Fourth. The vessel was owned 54/80ths by Edgar F. Luckenbach, as sole trustee of the estate of Lewis Luckenbach; 10/80 ths by Edgar F. Luckenbach individually; and 16/80 ths by John W. Weber and Hattie W. Luckenbach, executors of the estate of Edward Luckenbach. All of these parties were impleaded as owners. The charter party was signed only by 'Estate of Lewis Luckenbach, [248 U.S. 139, 151]   per Edgar F. Luckenbach, Trustee'; but it was admitted by all the petitioners that Edgar F. Luckenbach, Trustee, in so signing the charter party, acted for all the owners and intended to bind all.
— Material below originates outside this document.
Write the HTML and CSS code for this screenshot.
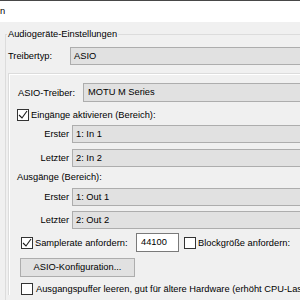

The decree in the District Court declares that libelant was entitled to recovery 'from the respondents Edgar F. Luckenbach et al., her owners.' The decree in the Circuit Court of Appeals adjudged (presumably through inadvertence) that the payment should be made by 'the estate of Luckenbach.' The right to recover against all the owners, for the full amount, in case any of them was so liable was not controverted.

The decree of the Circuit Court of Appeals should be modified so as to render all the owners liable. Compare Pendleton v. Benner Line, 246 U.S. 353 , 38 Sup. Ct. 330. As so modified, the decree is affirmed.